The City Council debate over whether nonunion companies and workers should participate in the Convention Center expansion drew criticism yesterday from leaders of the "10,000 Men: A Call to Action" crime-fighting effort, who called for greater inclusion of minorities in the construction industry.
At a Center City news conference, record mogul Kenny Gamble and others gathered to support activist Bruce Crawley's and minority contractors' demands for more minority involvement.
But Gamble was troubled over the focus on a provision Council enacted last week opening the door to nonunion firms as punishment for Building Trades' unions refusal to provide information about minorities in their ranks.
"We are unwilling to have our community drawn into a situation where there is a public attempt to pit our few union members against those in our community who have not been able to join unions," Gamble said.
Councilman Frank DiCicco sponsored the nonunion amendment to Convention Center legislation last week after Building Trades business manager Pat Gillespie couldn't provide data on the racial composition of construction unions.
DiCicco followed up yesterday with a letter to Pat Eiding, president of the Philadelphia AFL-CIO Council, warning that the intransigence of the Building Trades could kill plans for Convention Center expansion.
Council is under pressure to approve the expansion this year in order to keep the construction project on schedule.
Eiding said in an interview last night that many Building Trades unions are bringing in more minorities but that DiCicco's action will only hurt those looking for opportunity.

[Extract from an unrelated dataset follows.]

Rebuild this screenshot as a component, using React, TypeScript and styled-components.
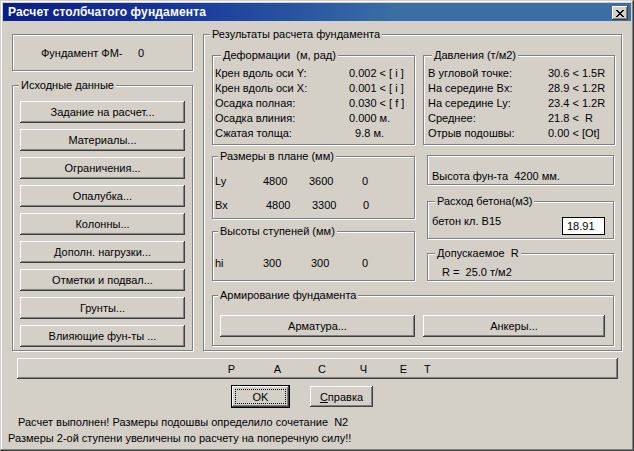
import styled, { createGlobalStyle } from "styled-components";

const GlobalStyle = createGlobalStyle`
  * { box-sizing: border-box; }
  html, body { margin: 0; padding: 0; background: #d4d0c8; }
  body {
    font-family: "Liberation Sans", Arial, sans-serif;
    font-size: 11px;
    color: #000;
  }
`;

const Window = styled.div`
  width: 634px;
  height: 451px;
  padding: 3px;
  background: #d4d0c8;
  box-shadow: inset -1px -1px #404040, inset 1px 1px #d4d0c8,
    inset -2px -2px #808080, inset 2px 2px #fff;
  overflow: hidden;
`;

const TitleBar = styled.div`
  height: 18px;
  display: flex;
  align-items: center;
  padding: 0 3px 0 5px;
  background: linear-gradient(90deg, #0a1e84 0%, #16349a 25%, #2a56a2 48%, #3a6ea5 62%, #3a6ea5 100%);
  color: #fff;
  font-weight: bold;
  font-size: 12px;
`;

const TitleText = styled.span`
  flex: 1;
  white-space: nowrap;
  letter-spacing: 0.15px;
`;

const Button = styled.button`
  font: inherit;
  color: #000;
  background: #d4d0c8;
  border: none;
  margin: 0;
  padding: 0;
  display: flex;
  align-items: center;
  justify-content: center;
  white-space: pre;
  box-shadow: inset -1px -1px #404040, inset 1px 1px #fff,
    inset -2px -2px #808080, inset 2px 2px #d4d0c8;
`;

const CloseButton = styled(Button)`
  width: 16px;
  height: 14px;
  margin-top: 2px;
`;

const Body = styled.div`
  padding: 7px 9px 0 9px;
`;

const Main = styled.div`
  display: flex;
  align-items: flex-start;
  gap: 10px;
`;

const LeftColumn = styled.div`
  width: 181px;
  display: flex;
  flex-direction: column;
  padding-top: 6px;
`;

const EtchedBox = styled.div<{ $h: number }>`
  height: ${(p) => p.$h}px;
  border: 1px solid #808080;
  box-shadow: inset 1px 1px #fff, 1px 1px #fff;
`;

const FundBox = styled(EtchedBox)`
  display: flex;
  align-items: center;
  padding-left: 28px;
`;

const FundLabel = styled.span`
  width: 97px;
`;

const Group = styled.fieldset<{ $w?: number; $h: number; $pad: string; $mt?: number }>`
  margin: ${(p) => p.$mt ?? 0}px 0 0 0;
  min-width: 0;
  width: ${(p) => (p.$w ? `${p.$w}px` : "auto")};
  height: ${(p) => p.$h}px;
  padding: ${(p) => p.$pad};
  border: 1px solid #808080;
  box-shadow: inset 1px 1px #fff, 1px 1px #fff;
`;

const Legend = styled.legend<{ $ml?: number }>`
  margin-left: ${(p) => p.$ml ?? 0}px;
  padding: 0 2px;
  line-height: 13px;
  background: #d4d0c8;
  white-space: pre;
`;

const ButtonStack = styled.div`
  display: flex;
  flex-direction: column;
  gap: 6px;
`;

const SideButton = styled(Button)`
  height: 22px;
`;

const RowA = styled.div`
  display: flex;
  gap: 8px;
`;

const DataRow = styled.div`
  display: flex;
  height: 15px;
  line-height: 15px;
  white-space: pre;
`;

const DataLabel = styled.span<{ $w: number }>`
  width: ${(p) => p.$w}px;
  flex: none;
`;

const RowB = styled.div`
  display: flex;
  margin-top: 5px;
`;

const Column = styled.div<{ $w: number; $ml?: number }>`
  width: ${(p) => p.$w}px;
  margin-left: ${(p) => p.$ml ?? 0}px;
  display: flex;
  flex-direction: column;
`;

const DimRow = styled.div`
  display: grid;
  grid-template-columns: 48px 46px 53px auto;
  height: 24px;
  align-items: center;
`;

const DimValue = styled.span<{ $shift?: number }>`
  padding-left: ${(p) => p.$shift ?? 0}px;
`;

const HeightBox = styled(EtchedBox)`
  margin-top: 5px;
  display: flex;
  align-items: flex-end;
  padding: 0 0 2px 4px;
  white-space: pre;
`;

const ConcreteRow = styled.div`
  display: flex;
  align-items: flex-start;
`;

const ValueField = styled.div`
  margin: 2px 0 0 auto;
  width: 43px;
  height: 18px;
  background: #fff;
  border: 1px solid #000;
  padding-left: 4px;
  line-height: 16px;
`;

const PlainText = styled.div`
  white-space: pre;
  line-height: 13px;
`;

const ArmRow = styled.div`
  display: flex;
  gap: 8px;
`;

const ArmButton = styled(Button)<{ $w: number }>`
  width: ${(p) => p.$w}px;
  height: 22px;
`;

const CalcButton = styled(Button)`
  margin: 7px 0 0 5px;
  width: 601px;
  height: 21px;
  justify-content: flex-start;
  padding-left: 191px;
`;

const CalcLetters = styled.span`
  display: grid;
  grid-template-columns: 47px 45px 44px 39px 41px auto;
`;

const DialogButtons = styled.div`
  display: flex;
  align-items: flex-start;
  margin-top: 6px;
  padding-left: 219px;
`;

const DefaultButton = styled(Button)`
  width: 59px;
  height: 23px;
  border: 1px solid #000;
  padding: 3px;
  align-items: stretch;
`;

const FocusRect = styled.span`
  flex: 1;
  border: 1px dotted #000;
  display: flex;
  align-items: center;
  justify-content: center;
`;

const HelpButton = styled(Button)`
  width: 63px;
  height: 21px;
  margin: 1px 0 0 20px;
`;

const StatusBlock = styled.div`
  margin: 6px 0 0 -4px;
`;

const StatusLine = styled.div<{ $indent: number }>`
  line-height: 16px;
  padding-left: ${(p) => p.$indent}px;
  white-space: pre;
`;

const setupButtons = [
  "Задание на расчет...",
  "Материалы...",
  "Ограничения...",
  "Опалубка...",
  "Колонны...",
  "Дополн. нагрузки...",
  "Отметки и подвал...",
  "Грунты...",
  "Влияющие фун-ты ...",
];

const deformations = [
  ["Крен вдоль оси Y:", "0.002 < [ i ]"],
  ["Крен вдоль оси X:", "0.001 < [ i ]"],
  ["Осадка полная:", "0.030 < [ f ]"],
  ["Осадка влиния:", "0.000 м."],
  ["Сжатая толща:", "  9.8 м."],
];

const pressures = [
  ["В угловой точке:", "30.6 < 1.5R"],
  ["На середине Bx:", "28.9 < 1.2R"],
  ["На середине Ly:", "23.4 < 1.2R"],
  ["Среднее:", "21.8 <  R"],
  ["Отрыв подошвы:", "0.00 < [Ot]"],
];

const calcLetters = ["Р", "А", "С", "Ч", "Е", "Т"];

function CloseIcon() {
  return (
    <svg width="8" height="7" viewBox="0 0 8 7" shapeRendering="crispEdges">
      <path
        d="M0 0h2v1h1v1h2V1h1V0h2v1H7v1H6v1H5v1h1v1h1v1h1v1H6V6H5V5H3v1H2v1H0V6h1V5h1V4h1V3H2V2H1V1H0z"
        fill="#000"
      />
    </svg>
  );
}

export default function App() {
  return (
    <>
      <GlobalStyle />
      <Window>
        <TitleBar>
          <TitleText>Расчет столбчатого фундамента</TitleText>
          <CloseButton>
            <CloseIcon />
          </CloseButton>
        </TitleBar>
        <Body>
          <Main>
            <LeftColumn>
              <FundBox $h={37}>
                <FundLabel>Фундамент ФМ-</FundLabel>
                <span>0</span>
              </FundBox>
              <Group $h={272} $pad="9px 7px 0 7px" $mt={8}>
                <Legend $ml={-1}>Исходные данные</Legend>
                <ButtonStack>
                  {setupButtons.map((b) => (
                    <SideButton key={b}>{b}</SideButton>
                  ))}
                </ButtonStack>
              </Group>
            </LeftColumn>

            <Group $w={419} $h={323} $pad="8px 6px 0 8px">
              <Legend $ml={-2}>Результаты расчета фундамента</Legend>
              <RowA>
                <Group $w={203} $h={96} $pad="4px 0 0 2px">
                  <Legend $ml={6}>Деформации  (м, рад)</Legend>
                  {deformations.map(([l, v]) => (
                    <DataRow key={l}>
                      <DataLabel $w={134}>{l}</DataLabel>
                      <span>{v}</span>
                    </DataRow>
                  ))}
                </Group>
                <Group $w={192} $h={96} $pad="4px 0 0 4px">
                  <Legend $ml={4}>Давления (т/м2)</Legend>
                  {pressures.map(([l, v]) => (
                    <DataRow key={l}>
                      <DataLabel $w={120}>{l}</DataLabel>
                      <span>{v}</span>
                    </DataRow>
                  ))}
                </Group>
              </RowA>

              <RowB>
                <Column $w={203}>
                  <Group $h={69} $pad="6px 0 0 2px">
                    <Legend $ml={3}>Размеры в плане (мм)</Legend>
                    <DimRow>
                      <span>Ly</span>
                      <DimValue>4800</DimValue>
                      <DimValue>3600</DimValue>
                      <DimValue>0</DimValue>
                    </DimRow>
                    <DimRow>
                      <span>Bx</span>
                      <DimValue $shift={3}>4800</DimValue>
                      <DimValue $shift={3}>3300</DimValue>
                      <DimValue $shift={1}>0</DimValue>
                    </DimRow>
                  </Group>
                  <Group $h={56} $pad="13px 0 0 2px" $mt={6}>
                    <Legend $ml={3}>Высоты ступеней (мм)</Legend>
                    <DimRow>
                      <span>hi</span>
                      <DimValue $shift={-1}>300</DimValue>
                      <DimValue $shift={2}>300</DimValue>
                      <DimValue>0</DimValue>
                    </DimRow>
                  </Group>
                </Column>

                <Column $w={187} $ml={12}>
                  <HeightBox $h={30}>Высота фун-та  4200 мм.</HeightBox>
                  <Group $h={44} $pad="7px 8px 0 4px" $mt={10}>
                    <Legend $ml={3}>Расход бетона(м3)</Legend>
                    <ConcreteRow>
                      <PlainText>бетон кл. B15</PlainText>
                      <ValueField>18.91</ValueField>
                    </ConcreteRow>
                  </Group>
                  <Group $h={34} $pad="6px 0 0 14px" $mt={8}>
                    <Legend $ml={-7}>Допускаемое  R</Legend>
                    <PlainText>R =  25.0 т/м2</PlainText>
                  </Group>
                </Column>
              </RowB>

              <Group $h={57} $pad="13px 0 0 7px" $mt={8} $w={402}>
                <Legend $ml={-2}>Армирование фундамента</Legend>
                <ArmRow>
                  <ArmButton $w={195}>Арматура...</ArmButton>
                  <ArmButton $w={182}>Анкеры...</ArmButton>
                </ArmRow>
              </Group>
            </Group>
          </Main>

          <CalcButton>
            <CalcLetters>
              {calcLetters.map((c) => (
                <span key={c}>{c}</span>
              ))}
            </CalcLetters>
          </CalcButton>

          <DialogButtons>
            <DefaultButton>
              <FocusRect>OK</FocusRect>
            </DefaultButton>
            <HelpButton>
              <u>С</u>правка
            </HelpButton>
          </DialogButtons>

          <StatusBlock>
            <StatusLine $indent={10}>
              Расчет выполнен! Размеры подошвы определило сочетание  N2
            </StatusLine>
            <StatusLine $indent={0}>
              Размеры 2-ой ступени увеличены по расчету на поперечную силу!!
            </StatusLine>
          </StatusBlock>
        </Body>
      </Window>
    </>
  );
}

"We're working on an agreement with real numbers for minority inclusion, but he's changed the discussion to whether non-union contractors will work at the Convention Center," Eiding said.
"The people who really need inclusion are left out of the discussion."
On another front, Walter Palmer, president of the General Building Contractors Association, said he has met twice with Crawley on the issue of minority inclusion, and has been working to get minority-participation data from construction unions.
"Some have been forthcoming, some haven't," Palmer said, "but my goal is to get real information that will help us go forward. Some unions are doing very well.